Zu sehen gäbe es für die jungen Zuhörerinnen während etwaiger Abschweifungen eine Menge. Wie der erste Band der "Good Night Stories for Rebel Girls" ist auch die Fortsetzung von Illustratorinnen aus der ganzen Welt mit vielfältigen und prächtigen Portraits bebildert worden. Und ganz zum Schluss, in der Danksagung der Herausgeberinnen auf der allerletzten Seite, finden sie dann doch noch Erwähnung: die Männer.
"Wir danken allen Vätern, die freie, unabhängige, starke Töchter großziehen."
Ein wunderbares, wichtiges Buch
Es ist nicht so, dass man sie im Rest des Buches vermisst hätte. Jahrtausende der patriarchalen Unterdrückung rechtfertigen sicherlich diese und noch viele weitere Sammlungen von bewundernswerte, selbstbestimmte und erfolgreiche Frauen der Weltgeschichte. Schließlich ist der Weg zur Gleichberechtigung immer noch lang.
Warum dann allerdings diese Gute-Nacht-Geschichten in Titel und Ansprache nur für "Rebel Girls", für rebellische Mädchen bestimmt sind, erschließt sich nicht so recht. Haben Jungen diese Heldinnen nicht ebenso verdient?
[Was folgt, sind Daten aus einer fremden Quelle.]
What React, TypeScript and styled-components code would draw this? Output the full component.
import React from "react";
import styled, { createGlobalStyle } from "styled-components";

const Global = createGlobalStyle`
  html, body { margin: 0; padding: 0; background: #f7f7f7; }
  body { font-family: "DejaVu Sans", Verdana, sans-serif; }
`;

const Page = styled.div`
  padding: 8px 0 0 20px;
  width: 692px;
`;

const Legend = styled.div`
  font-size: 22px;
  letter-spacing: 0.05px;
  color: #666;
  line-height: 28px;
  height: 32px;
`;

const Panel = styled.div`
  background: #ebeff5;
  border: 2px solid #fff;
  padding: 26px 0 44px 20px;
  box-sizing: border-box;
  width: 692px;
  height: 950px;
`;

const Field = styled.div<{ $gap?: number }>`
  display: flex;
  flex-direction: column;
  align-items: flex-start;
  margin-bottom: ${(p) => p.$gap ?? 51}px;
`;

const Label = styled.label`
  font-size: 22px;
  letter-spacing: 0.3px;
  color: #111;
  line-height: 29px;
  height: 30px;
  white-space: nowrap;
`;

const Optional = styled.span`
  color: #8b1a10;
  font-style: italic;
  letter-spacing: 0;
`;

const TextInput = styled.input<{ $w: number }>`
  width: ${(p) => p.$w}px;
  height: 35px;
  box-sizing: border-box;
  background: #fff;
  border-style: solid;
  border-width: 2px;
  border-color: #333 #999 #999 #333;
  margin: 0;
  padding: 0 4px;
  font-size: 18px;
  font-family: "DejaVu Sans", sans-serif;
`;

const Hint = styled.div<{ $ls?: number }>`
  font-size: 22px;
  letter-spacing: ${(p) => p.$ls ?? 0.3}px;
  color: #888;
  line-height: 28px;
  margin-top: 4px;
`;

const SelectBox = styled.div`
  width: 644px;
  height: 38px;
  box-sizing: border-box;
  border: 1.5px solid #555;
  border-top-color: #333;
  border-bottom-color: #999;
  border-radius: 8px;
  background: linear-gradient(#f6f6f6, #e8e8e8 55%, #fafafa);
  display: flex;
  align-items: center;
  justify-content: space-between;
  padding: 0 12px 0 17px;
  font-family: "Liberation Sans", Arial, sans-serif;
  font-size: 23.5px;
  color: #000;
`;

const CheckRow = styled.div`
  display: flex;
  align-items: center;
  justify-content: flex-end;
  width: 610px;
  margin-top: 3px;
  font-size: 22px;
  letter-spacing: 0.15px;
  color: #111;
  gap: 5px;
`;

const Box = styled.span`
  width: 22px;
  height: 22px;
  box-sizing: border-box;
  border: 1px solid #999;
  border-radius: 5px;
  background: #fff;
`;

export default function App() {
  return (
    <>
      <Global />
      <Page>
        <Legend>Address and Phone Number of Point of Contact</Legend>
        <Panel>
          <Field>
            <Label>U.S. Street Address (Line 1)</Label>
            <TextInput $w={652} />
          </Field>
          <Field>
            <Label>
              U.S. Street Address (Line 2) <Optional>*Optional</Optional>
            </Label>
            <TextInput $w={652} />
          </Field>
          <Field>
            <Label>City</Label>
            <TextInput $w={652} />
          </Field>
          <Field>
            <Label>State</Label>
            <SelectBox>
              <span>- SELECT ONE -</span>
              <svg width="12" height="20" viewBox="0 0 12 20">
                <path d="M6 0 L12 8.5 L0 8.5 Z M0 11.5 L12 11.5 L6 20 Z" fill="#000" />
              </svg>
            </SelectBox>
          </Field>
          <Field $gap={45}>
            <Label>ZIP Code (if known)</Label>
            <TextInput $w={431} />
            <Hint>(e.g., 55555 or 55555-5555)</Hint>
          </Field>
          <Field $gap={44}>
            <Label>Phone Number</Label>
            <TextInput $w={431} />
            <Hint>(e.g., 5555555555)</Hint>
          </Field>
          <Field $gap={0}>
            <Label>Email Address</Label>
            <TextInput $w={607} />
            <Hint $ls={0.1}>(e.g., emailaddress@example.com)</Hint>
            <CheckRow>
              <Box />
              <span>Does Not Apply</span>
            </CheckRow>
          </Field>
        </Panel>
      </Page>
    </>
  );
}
Können nicht auch Jungen Inspiration in Giusi Nicolini, J. K. Rowling oder Serena Williams finden?
Gerade wenn Geschlechterungerechtigkeit programmatisch verurteilt wird, sollte sie doch nicht – unter welchen Vorzeichen auch immer – reproduziert werden. So bleibt nur zu wünschen, dass sich zahlreiche rebellische Menschen finden, die auch ihren heranwachsenden Söhnen, ihren Enkeln, Neffen, Brüdern und Freunden aus den "Good Night Stories for Rebel Girls", aus diesem wunderbaren und wichtigen Buch vorlesen.
Francesca Cavallo, Elena Favilli: "Good Night Stories for Rebel Girls 2. Mehr außergewöhnliche Frauen", aus dem Englischen von Birgitt Kollmann, Hanser Verlag, München, 224 Seiten, 24 Euro.